Enterprise Systems Crashed: Major Microsoft customers like Starbucks, Kroger, and Costco also experienced outage spikes, suggesting their point-of-sale or inventory systems rely on Azure infrastructure.

Government and Healthcare Impact: Azure powers numerous government contracts and healthcare systems. When Azure goes down, the ripple effects touch critical infrastructure that people depend on for essential services.

AWS's Second Strike

AWS's US-EAST-1 region experienced issues with EC2 instance launches and ECS task failures, though the company initially disputed the severity of the outage. This is particularly concerning because:

Just One Week After Disaster: Last week's AWS outage on October 20 took down Fortnite, Snapchat, Reddit, Ring doorbells, and banking services for hours. That outage was caused by two automated systems trying to update the same DNS data simultaneously, creating what engineers call a "race condition."

US-EAST-1 Strikes Again: 78% of AWS outage reports came from the US-EAST-1 region, the same region that caused last week's chaos. This region is AWS's oldest and most critical, hosting infrastructure for countless global services.

Infrastructure Fragility Exposed: AWS acknowledged that many services have internal dependencies, meaning when one service fails, others cascade. The October 20 outage revealed how DynamoDB failures spread to EC2, Lambda, and dozens of other services.

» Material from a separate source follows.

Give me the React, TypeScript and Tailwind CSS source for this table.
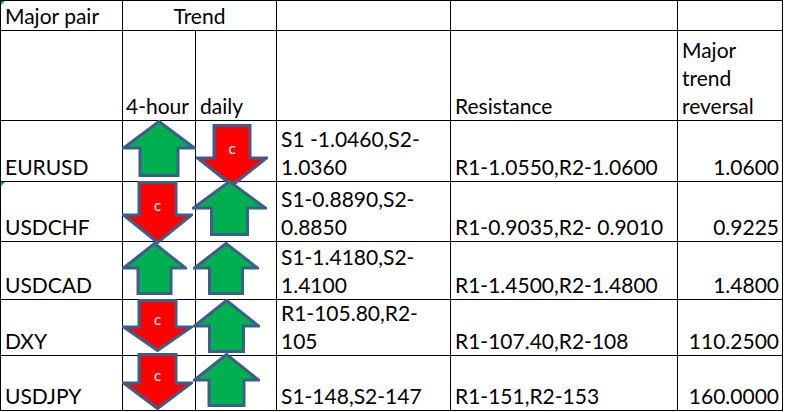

The Simultaneous Nature is the Scary Part

What makes October 29 particularly alarming is that both cloud giants went down at nearly the same time. Reports started spiking on Downdetector around 9 a.m. Pacific for both platforms. This isn't just bad luck; it suggests either a common vulnerability or an infrastructure problem affecting multiple providers.

Microsoft’s Response

In a brief statement via its Azure status Twitter feed, Microsoft said only that engineers were “investigating an issue” affecting portal access [1]. No fix timeline was immediately announced. This outage closely follows AWS troubles – as one user forum quipped, “First AWS and now this”. (Notably, Amazon Web Services saw its own U.S. East region disruption just nine days earlier, underscoring how even big tech clouds can glitch.) Microsoft is generally seen as having robust multi-region redundancy, so a failure of this magnitude suggests either a systemic error (like a software push or networking fault) or an external factor; investigators will likely be poring over Azure’s logs.

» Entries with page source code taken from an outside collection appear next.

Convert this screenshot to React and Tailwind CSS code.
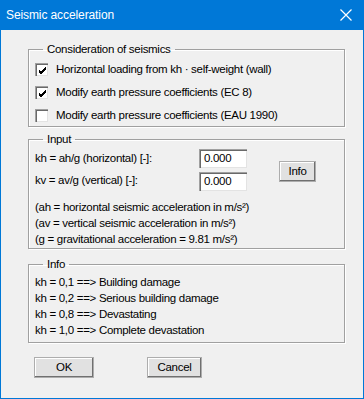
import React from 'react';

const font = { fontFamily: '"Liberation Sans", Arial, sans-serif' };

function Check({ checked }) {
  return (
    <span className="inline-flex w-[13px] h-[13px] bg-white border-t border-l border-[#a0a0a0] border-r-white border-b-white shadow-[inset_1px_1px_0_#696969,inset_-1px_-1px_0_#e3e3e3] items-center justify-center shrink-0">
      {checked && (
        <svg width="9" height="9" viewBox="0 0 9 9">
          <path d="M1 4 L3 6 L8 1 M1 5 L3 7 L8 2 M1 6 L3 8 L8 3" stroke="#000" strokeWidth="1" fill="none" shapeRendering="crispEdges" />
        </svg>
      )}
    </span>
  );
}

function Group({ title, className, children }) {
  return (
    <fieldset className={`border border-[#a0a0a0] shadow-[inset_1px_1px_0_#fff,1px_1px_0_#fff] ${className}`}>
      <legend className="ml-[8px] px-[4px] text-[11.5px] tracking-[-0.3px] leading-[15px] text-black">{title}</legend>
      {children}
    </fieldset>
  );
}

function Btn({ children, className }) {
  return (
    <button className={`h-[21px] bg-[#e1e1e1] border border-[#adadad] shadow-[inset_-1px_-1px_0_#707070,inset_1px_1px_0_#fff] text-[11.5px] text-black ${className}`}>
      {children}
    </button>
  );
}

function Field({ value }) {
  return (
    <div className="w-[48px] h-[19px] bg-white border-t border-l border-[#a0a0a0] border-r-white border-b-white shadow-[inset_1px_1px_0_#696969,inset_-1px_-1px_0_#e3e3e3] text-[11.5px] leading-[17px] pl-[4px]">
      {value}
    </div>
  );
}

export default function App() {
  const checks = [
    ['Horizontal loading from kh · self-weight (wall)', true],
    ['Modify earth pressure coefficients (EC 8)', true],
    ['Modify earth pressure coefficients (EAU 1990)', false],
  ];
  const info = [
    'kh = 0,1 ==> Building damage',
    'kh = 0,2 ==> Serious building damage',
    'kh = 0,8 ==> Devastating',
    'kh = 1,0 ==> Complete devastation',
  ];
  return (
    <div style={font} className="w-[364px] h-[399px] flex flex-col bg-[#0078d7] text-black">
      <div className="h-[30px] flex items-center justify-between pl-[6px] pr-[12px] text-white">
        <span className="text-[12px] tracking-[-0.1px]">Seismic acceleration</span>
        <svg width="12" height="12" viewBox="0 0 12 12">
          <path d="M0.5 0.5 L11.5 11.5 M11.5 0.5 L0.5 11.5" stroke="#fff" strokeWidth="1.2" />
        </svg>
      </div>
      <div className="flex-1 mx-[1px] mb-[1px] bg-[#f0f0f0] pl-[27px] pr-[18px] pt-[12px] flex flex-col text-[11.5px] tracking-[-0.3px]">
        <Group title="Consideration of seismics" className="h-[85px] pl-[6px] pt-[1px]">
          {checks.map(([t, c]) => (
            <div key={t} className="flex items-center h-[23px] gap-[8px]">
              <Check checked={c} />
              <span>{t}</span>
            </div>
          ))}
        </Group>
        <Group title="Input" className="mt-[5px] h-[117px] pl-[6px] pr-[28px]">
          <div className="flex items-start">
            <div className="flex-1">
              <div className="flex items-center h-[22px] pt-[1px]">
                <span className="flex-1">kh = ah/g (horizontal) [-]:</span>
                <Field value="0.000" />
              </div>
              <div className="flex items-center h-[22px] mt-[1px]">
                <span className="flex-1">kv = av/g (vertical) [-]:</span>
                <Field value="0.000" />
              </div>
            </div>
            <Btn className="w-[37px] ml-[32px] mt-[14px]">Info</Btn>
          </div>
          <div className="leading-[16px] mt-[7px]">
            <div>(ah = horizontal seismic acceleration in m/s²)</div>
            <div>(av = vertical seismic acceleration in m/s²)</div>
            <div>(g = gravitational acceleration = 9.81 m/s²)</div>
          </div>
        </Group>
        <Group title="Info" className="mt-[8px] h-[86px] pl-[6px]">
          <div className="leading-[16px] pt-[2px]">
            {info.map((t) => (
              <div key={t}>{t}</div>
            ))}
          </div>
        </Group>
        <div className="flex mt-[14px] pl-[6px] gap-[53px]">
          <Btn className="w-[60px]">OK</Btn>
          <Btn className="w-[55px]">Cancel</Btn>
        </div>
      </div>
    </div>
  );
}
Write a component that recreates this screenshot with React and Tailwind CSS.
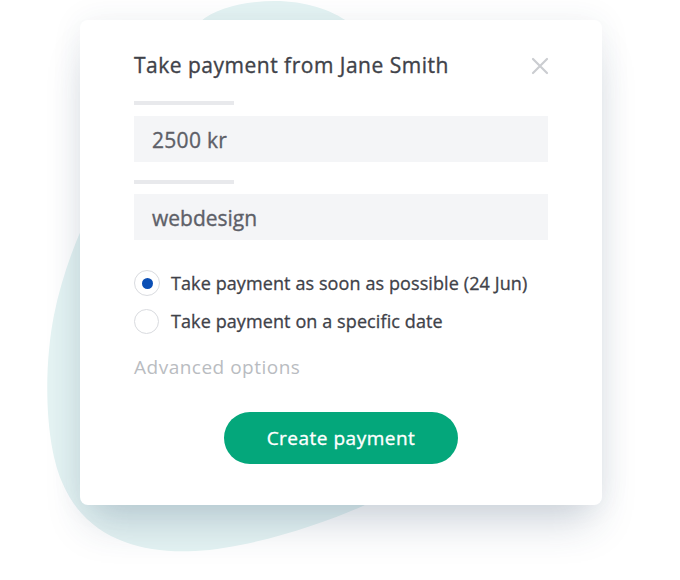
import React from "react";

function Radio({ checked, size = 26 }) {
  return (
    <span
      className="flex shrink-0 items-center justify-center rounded-full border-[1.5px] border-[#d9dbdf] bg-white"
      style={{ width: size, height: size }}
    >
      {checked && <span className="block h-[11px] w-[11px] rounded-full bg-[#0b4fb5]" />}
    </span>
  );
}

export default function App() {
  const font = { fontFamily: "'Open Sans', 'Noto Sans', sans-serif" };
  return (
    <div className="relative h-[580px] w-[680px] overflow-hidden bg-white" style={font}>
      <svg className="absolute left-0 top-0" width="680" height="580" viewBox="0 0 680 580">
        <path
          d="M200 22 C215 8 245 1 275 1 C305 1 332 10 348 22 L430 120 L430 470 L363 506 C320 525 250 548 195 551 C140 554 85 538 62 482 C44 440 44 365 54 315 C60 285 70 255 82 228 L140 80 Z"
          fill="#e4f3f3"
        />
      </svg>
      <div className="relative ml-[80px] mt-[20px] flex h-[485px] w-[522px] flex-col rounded-[8px] bg-white px-[54px] pt-[32px] shadow-[0_26px_40px_-10px_rgba(40,70,100,0.22),0_0_32px_rgba(40,70,100,0.07)]">
        <div className="flex h-[28px] items-center justify-between">
          <h1 className="text-[21px] font-normal tracking-[0.5px] text-[#3f4249] [-webkit-text-stroke:0.35px_#3f4249]">Take payment from Jane Smith</h1>
          <svg width="18" height="18" viewBox="0 0 18 18" className="mr-[-1px]">
            <path d="M2 2 L16 16 M16 2 L2 16" stroke="#cbcdd1" strokeWidth="2.2" strokeLinecap="round" />
          </svg>
        </div>
        <div className="mt-[21px] h-[4px] w-[100px] bg-[#e8e9ec]" />
        <div className="mt-[11px] flex h-[46px] items-center bg-[#f4f5f7] px-[18px] pt-[4px] text-[21px] tracking-[0.3px] text-[#5d6068] [-webkit-text-stroke:0.35px_#5d6068]">
          2500 kr
        </div>
        <div className="mt-[18px] h-[4px] w-[100px] bg-[#e8e9ec]" />
        <div className="mt-[10px] flex h-[46px] items-center bg-[#f4f5f7] px-[18px] pt-[4px] text-[21px] text-[#5d6068] [-webkit-text-stroke:0.35px_#5d6068]">
          webdesign
        </div>
        <div className="mt-[30px] flex h-[26px] items-center gap-[11px]">
          <Radio checked size={26} />
          <span className="text-[18px] tracking-[0.1px] text-[#3f4249] [-webkit-text-stroke:0.3px_#3f4249]">Take payment as soon as possible (24 Jun)</span>
        </div>
        <div className="mt-[12px] flex h-[26px] items-center gap-[12px]">
          <Radio size={25} />
          <span className="text-[18px] tracking-[0.1px] text-[#3f4249] [-webkit-text-stroke:0.3px_#3f4249]">Take payment on a specific date</span>
        </div>
        <div className="mt-[21px] h-[24px] text-[19px] leading-[24px] tracking-[0.5px] text-[#b9bcc1]">Advanced options</div>
        <div className="mt-[33px] flex justify-center">
          <button className="h-[52px] w-[234px] rounded-full bg-[#04a77b] text-[19px] tracking-[0.5px] text-white [-webkit-text-stroke:0.35px_#ffffff]">
            Create payment
          </button>
        </div>
      </div>
    </div>
  );
}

IT and cloud experts caution that when identity services or regional hubs go offline, many disparate products can cascade into outages. As one analyst noted, “Microsoft’s cloud has often been resilient, but simultaneous failures in Azure core components can affect everything from Teams calls to Exchange email” (speaking anonymously to a tech publication). For customers, Microsoft recommends checking https://status.azure.com for updates and using mobile Teams apps or VPNs as temporary workarounds if regional portals are unavailable.

What's Really Wrong With Cloud Giants: The Uncomfortable Truth

The Myth of Cloud Reliability

Cloud providers market 99.99% uptime guarantees, which sounds impressive until you do the math. 99.99% uptime means 52 minutes of downtime per year is acceptable. But when that downtime happens all at once and affects thousands of companies simultaneously, the impact is catastrophic.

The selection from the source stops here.